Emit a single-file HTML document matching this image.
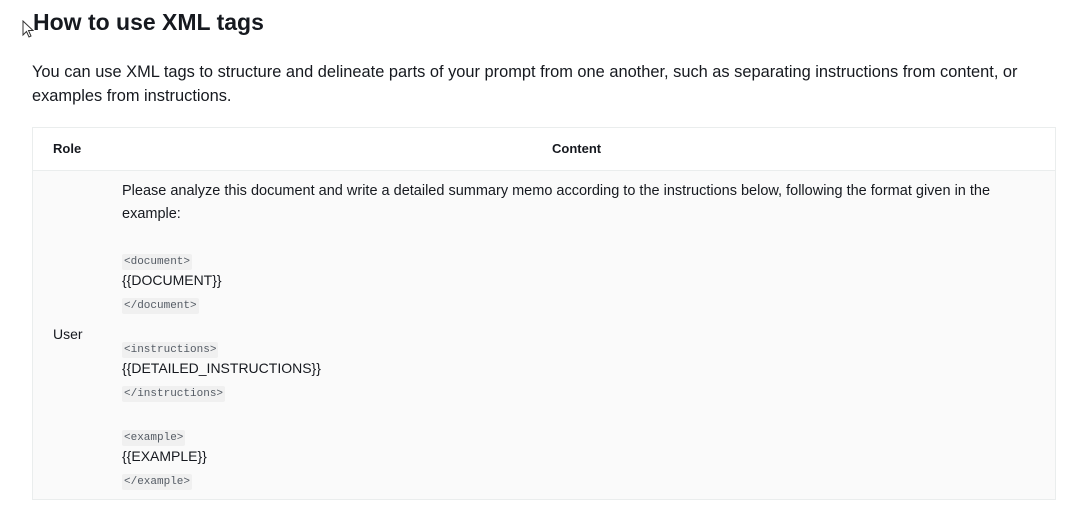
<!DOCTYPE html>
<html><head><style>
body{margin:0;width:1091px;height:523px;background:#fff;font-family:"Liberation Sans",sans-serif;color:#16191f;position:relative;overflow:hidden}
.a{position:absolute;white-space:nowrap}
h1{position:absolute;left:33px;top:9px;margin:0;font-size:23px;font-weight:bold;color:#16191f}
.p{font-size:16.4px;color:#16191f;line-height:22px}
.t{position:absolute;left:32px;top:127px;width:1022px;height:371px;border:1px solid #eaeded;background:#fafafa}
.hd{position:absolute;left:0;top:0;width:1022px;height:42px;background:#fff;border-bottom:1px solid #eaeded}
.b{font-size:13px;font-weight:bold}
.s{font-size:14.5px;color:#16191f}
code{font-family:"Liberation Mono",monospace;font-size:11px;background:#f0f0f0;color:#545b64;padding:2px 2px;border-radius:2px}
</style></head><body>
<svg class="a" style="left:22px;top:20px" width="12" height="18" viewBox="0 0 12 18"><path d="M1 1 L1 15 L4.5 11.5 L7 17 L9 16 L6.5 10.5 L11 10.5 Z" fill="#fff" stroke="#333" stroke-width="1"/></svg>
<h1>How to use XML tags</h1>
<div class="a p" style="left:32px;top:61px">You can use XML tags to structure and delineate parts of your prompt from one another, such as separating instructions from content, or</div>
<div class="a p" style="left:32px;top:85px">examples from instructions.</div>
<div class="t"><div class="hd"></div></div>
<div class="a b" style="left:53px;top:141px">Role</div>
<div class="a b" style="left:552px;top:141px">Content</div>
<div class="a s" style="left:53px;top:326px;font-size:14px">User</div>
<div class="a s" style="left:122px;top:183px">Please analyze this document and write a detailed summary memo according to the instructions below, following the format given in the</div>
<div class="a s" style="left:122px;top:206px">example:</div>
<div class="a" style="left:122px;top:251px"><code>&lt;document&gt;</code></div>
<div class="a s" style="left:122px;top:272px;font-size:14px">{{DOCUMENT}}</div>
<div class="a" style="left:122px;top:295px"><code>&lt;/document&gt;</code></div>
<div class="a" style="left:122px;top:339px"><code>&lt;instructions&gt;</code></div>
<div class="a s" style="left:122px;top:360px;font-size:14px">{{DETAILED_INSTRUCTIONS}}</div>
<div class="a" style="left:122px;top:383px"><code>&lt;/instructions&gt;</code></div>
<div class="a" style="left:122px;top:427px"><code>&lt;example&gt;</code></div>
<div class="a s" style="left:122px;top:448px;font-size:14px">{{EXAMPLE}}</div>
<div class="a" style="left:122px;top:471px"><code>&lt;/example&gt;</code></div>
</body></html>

________

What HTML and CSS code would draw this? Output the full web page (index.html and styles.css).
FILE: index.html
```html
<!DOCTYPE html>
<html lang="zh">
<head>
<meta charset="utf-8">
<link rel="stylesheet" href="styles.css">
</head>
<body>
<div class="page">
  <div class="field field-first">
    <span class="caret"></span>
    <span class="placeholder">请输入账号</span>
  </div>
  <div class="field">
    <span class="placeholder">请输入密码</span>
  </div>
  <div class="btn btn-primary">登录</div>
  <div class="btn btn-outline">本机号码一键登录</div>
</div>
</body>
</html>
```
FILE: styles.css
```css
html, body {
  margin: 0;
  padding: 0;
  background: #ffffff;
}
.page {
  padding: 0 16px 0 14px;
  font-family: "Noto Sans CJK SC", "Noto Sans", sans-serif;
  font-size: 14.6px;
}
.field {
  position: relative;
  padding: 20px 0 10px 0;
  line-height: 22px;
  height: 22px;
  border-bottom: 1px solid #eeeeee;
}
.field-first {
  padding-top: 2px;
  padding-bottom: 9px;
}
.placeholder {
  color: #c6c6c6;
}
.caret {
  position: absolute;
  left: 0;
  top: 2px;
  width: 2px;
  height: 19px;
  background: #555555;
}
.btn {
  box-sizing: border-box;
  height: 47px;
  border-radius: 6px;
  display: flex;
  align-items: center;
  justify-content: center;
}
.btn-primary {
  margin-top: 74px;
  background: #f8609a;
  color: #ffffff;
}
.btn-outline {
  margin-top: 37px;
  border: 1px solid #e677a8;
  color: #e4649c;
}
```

________

Across all the entries, count the lines that contain the word "page" and give the number by itself.

3